Have passion flower trees in abundance here. Sour and Sweet varieties both. Today, for the first time made tea with flowers from sour bush because we cannot eat too many of its sour fruits.
And it was so soothing!

Interesting information about this flower:

“The “Passion” in “passion flower” refers to the passion of Jesus in Christian theology. In the 15th and 16th centuries, Spanish Christian missionaries adopted the unique physical structures of this plant, particularly the numbers of its various flower parts, as symbols of the last days of Jesus and especially his crucifixion:

Blue passion flower (P. caerulea) showing most elements of the Christian symbolism
The pointed tips of the leaves were taken to represent the Holy Lance.
The tendrils represent the whips used in the flagellation of Christ.
The ten petals and sepals represent the ten faithful apostles (excluding St. Peter the denier and Judas Iscariot the betrayer).
The flower’s radial filaments, which can number more than a hundred and vary from flower to flower, represent the crown of thorns.
The chalice-shaped ovary with its receptacle represents a hammer or the Holy Grail
The 3 stigmas represent the 3 nails and the 5 anthers below them the 5 wounds (four by the nails and one by the lance).
The blue and white colors of many species’ flowers represent Heaven and Purity.
The flower has been given names related to this symbolism throughout Europe since that time. In Spain, it is known as espina de Cristo (“Christ’s thorn”). Older Germanic names include Christus-Krone (“Christ’s crown”), Christus-Strauss (“Christ’s bouquet”), Dorn-Krone (“crown of thorns”), Jesus-Lijden (“Jesus’ passion”), Marter (“passion”) or Muttergottes-Stern (“Mother of God’s star”).
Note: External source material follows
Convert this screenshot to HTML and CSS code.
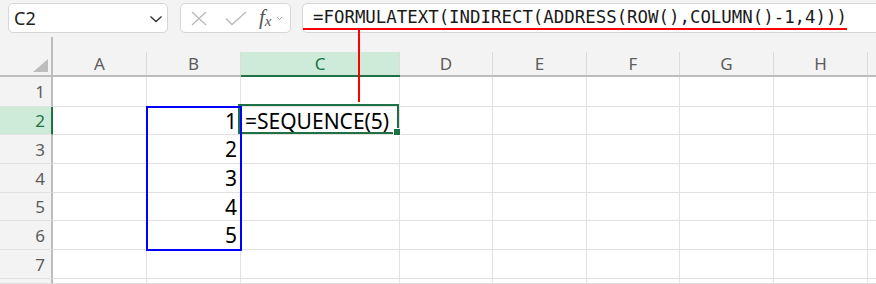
FILE: index.html
```html
<!DOCTYPE html>
<html lang="en">
<head>
  <meta charset="UTF-8">
  <title>FORMULATEXT</title>
  <link rel="stylesheet" href="styles.css">
</head>
<body>
  <div class="toolbar">
    <div class="namebox">
      <span>C2</span>
      <svg class="chev" width="14" height="8" viewBox="0 0 14 8"><polyline points="1.5,1.5 7,6.5 12.5,1.5" fill="none" stroke="#333" stroke-width="1.4"/></svg>
    </div>
    <div class="fxbox">
      <svg width="16" height="15" viewBox="0 0 16 15"><path d="M1 1L15 14M15 1L1 14" stroke="#b9b9b9" stroke-width="1.3" fill="none"/></svg>
      <svg width="22" height="15" viewBox="0 0 22 15"><polyline points="1,7.5 7,13.5 21,1" stroke="#b9b9b9" stroke-width="1.3" fill="none"/></svg>
      <span class="fx"><i>f</i><sub>x</sub></span>
      <svg width="7" height="5" viewBox="0 0 7 5"><polyline points="1,1 3.5,3.5 6,1" stroke="#aaa" stroke-width="1" fill="none"/></svg>
    </div>
    <div class="formula">
      <span class="ftext">=FORMULATEXT(INDIRECT(ADDRESS(ROW(),COLUMN()-1,4)))</span>
    </div>
  </div>

  <div class="callout"></div>

  <div class="sheet">
    <div class="corner"><div class="tri"></div></div>
    <div class="colhd"><div>A</div></div>
    <div class="colhd"><div>B</div></div>
    <div class="colhd sel"><div>C</div></div>
    <div class="colhd"><div>D</div></div>
    <div class="colhd"><div>E</div></div>
    <div class="colhd"><div>F</div></div>
    <div class="colhd"><div>G</div></div>
    <div class="colhd"><div>H</div></div>
    <div class="colhd"><div></div></div>

    <div class="rowhd">1</div>
    <div class="cell"></div><div class="cell"></div><div class="cell"></div><div class="cell"></div><div class="cell"></div><div class="cell"></div><div class="cell"></div><div class="cell"></div><div class="cell"></div>

    <div class="rowhd sel">2</div>
    <div class="cell"></div>
    <div class="cell num range">1<div class="range-box"></div></div>
    <div class="cell active">=SEQUENCE(5)<div class="sel-box"><span class="handle"></span></div></div>
    <div class="cell"></div><div class="cell"></div><div class="cell"></div><div class="cell"></div><div class="cell"></div><div class="cell"></div>

    <div class="rowhd">3</div>
    <div class="cell"></div><div class="cell num">2</div><div class="cell"></div><div class="cell"></div><div class="cell"></div><div class="cell"></div><div class="cell"></div><div class="cell"></div><div class="cell"></div>

    <div class="rowhd">4</div>
    <div class="cell"></div><div class="cell num">3</div><div class="cell"></div><div class="cell"></div><div class="cell"></div><div class="cell"></div><div class="cell"></div><div class="cell"></div><div class="cell"></div>

    <div class="rowhd">5</div>
    <div class="cell"></div><div class="cell num">4</div><div class="cell"></div><div class="cell"></div><div class="cell"></div><div class="cell"></div><div class="cell"></div><div class="cell"></div><div class="cell"></div>

    <div class="rowhd">6</div>
    <div class="cell"></div><div class="cell num">5</div><div class="cell"></div><div class="cell"></div><div class="cell"></div><div class="cell"></div><div class="cell"></div><div class="cell"></div><div class="cell"></div>

    <div class="rowhd">7</div>
    <div class="cell"></div><div class="cell"></div><div class="cell"></div><div class="cell"></div><div class="cell"></div><div class="cell"></div><div class="cell"></div><div class="cell"></div><div class="cell"></div>

    <div class="rowhd"></div>
    <div class="cell"></div><div class="cell"></div><div class="cell"></div><div class="cell"></div><div class="cell"></div><div class="cell"></div><div class="cell"></div><div class="cell"></div><div class="cell"></div>
  </div>
</body>
</html>
```

FILE: styles.css
```css
body {
  margin: 0;
  background-color: #f3f3f3;
  font-family: "Noto Sans", sans-serif;
  overflow: hidden;
  position: relative;
}

.toolbar {
  display: flex;
  height: 37px;
  padding: 3px 0 0 8px;
  box-sizing: border-box;
}

.namebox,
.fxbox,
.formula {
  height: 30px;
  box-sizing: border-box;
  background-color: #fff;
  border: 1px solid #d6d6d6;
  border-radius: 5px;
}

.namebox {
  width: 160px;
  display: flex;
  align-items: center;
  justify-content: space-between;
  padding: 0 4px 0 5px;
  font-size: 18px;
  color: #222;
}

.chev {
  margin-top: 2px;
}

.fxbox {
  width: 111px;
  margin-left: 12px;
  display: flex;
  align-items: center;
  padding-left: 10px;
}

.fxbox svg:nth-child(2) {
  margin-left: 18px;
}

.fx {
  margin-left: 12px;
  font-family: "Liberation Serif", serif;
  font-size: 21px;
  color: #555;
  line-height: 1;
}

.fx sub {
  font-size: 15px;
  font-style: italic;
  vertical-align: -2px;
}

.fxbox svg:last-child {
  margin-left: 4px;
}

.formula {
  flex: 1;
  margin-left: 11px;
  margin-right: -10px;
  border-radius: 5px 0 0 5px;
}

.ftext {
  display: inline-block;
  padding: 2px 0 0 10px;
  line-height: 22px;
  font-family: "DejaVu Sans Mono", monospace;
  font-size: 17.4px;
  color: #1a1a1a;
  border-bottom: 2px solid #ff0000;
}

.callout {
  position: absolute;
  left: 358px;
  top: 29px;
  width: 2px;
  height: 73px;
  background-color: #ff0000;
  z-index: 5;
}

.sheet {
  display: grid;
  grid-template-columns: 53px 94px 94px 159px 93px 94px 93px 94px 94px 40px;
  grid-template-rows: 40px 30px 28px 29px 29px 28px 29px 29px 5px;
}

.corner {
  border-right: 2px solid #bcbcbc;
  border-bottom: 2px solid #bcbcbc;
  position: relative;
}

.tri {
  position: absolute;
  right: 3px;
  bottom: 3px;
  width: 0;
  height: 0;
  border-left: 15px solid transparent;
  border-bottom: 13px solid #bdbdbd;
}

.colhd {
  padding-top: 15px;
  border-bottom: 2px solid #bcbcbc;
}

.colhd div {
  height: 100%;
  border-right: 1px solid #dcdcdc;
  display: flex;
  align-items: center;
  justify-content: center;
  font-size: 17px;
  color: #5c5c5c;
}

.colhd.sel {
  border-bottom-color: #1e7145;
}

.colhd.sel div {
  background-color: #cdebd8;
  color: #1e7145;
}

.rowhd {
  border-right: 2px solid #bcbcbc;
  border-bottom: 1px solid #e1e1e1;
  display: flex;
  align-items: center;
  justify-content: flex-end;
  padding-right: 6px;
  font-size: 17px;
  color: #5c5c5c;
}

.rowhd.sel {
  background-color: #cdebd8;
  border-right-color: #1e7145;
  color: #1e7145;
}

.cell {
  background-color: #fff;
  border-right: 1px solid #e1e1e1;
  border-bottom: 1px solid #e1e1e1;
  display: flex;
  align-items: center;
  padding: 0 4px;
  font-size: 21px;
  color: #000;
  position: relative;
  white-space: nowrap;
}

.num {
  justify-content: flex-end;
  padding-right: 3px;
}

.range-box {
  position: absolute;
  left: -1px;
  top: -1px;
  width: 96px;
  height: 145px;
  box-sizing: border-box;
  border: 2px solid #0000ff;
  z-index: 3;
}

.sel-box {
  position: absolute;
  left: -3px;
  top: -3px;
  width: 161px;
  height: 30px;
  box-sizing: border-box;
  border: 2px solid #1e7145;
  z-index: 2;
}

.handle {
  position: absolute;
  right: -4px;
  bottom: -4px;
  width: 6px;
  height: 6px;
  background-color: #1e7145;
  border: 1px solid #fff;
}
```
Outside the Christian heartland, the regularly shaped flowers have reminded people of the face of a clock. In Israel they are known as “clock-flower” (שעונית) and in Greece as “clock plant” (ρολογιά); in Japan too, they are known as tokeisō (時計草, “clock plant”). In Hawaiian, they are called lilikoʻi; lī is a string used for tying fabric together, such as a shoelace, and liko means “to spring forth leaves”.

In India, blue passionflowers are called Krishnakamala in Karnataka and Maharashtra, while in Uttar Pradesh and generally north it is colloquially called “Paanch Paandav”. The flower’s structure lends itself to the interpretation along the lines of five Pandavas, the Divine Krishna at centre, and the opposing hundred at the edges. The colour blue is moreover associated with Krishna as colour of his aura.

Passiflora ‘Soi Fah’ aka Krishnakamala in India
In northern Peru and Bolivia, the banana passionfruits are known as tumbos. This is one possible source of the name of the Tumbes region of Peru.

In Turkey shape of the flowers have reminded people of Rota Fortunae thus it called Çarkıfelek.”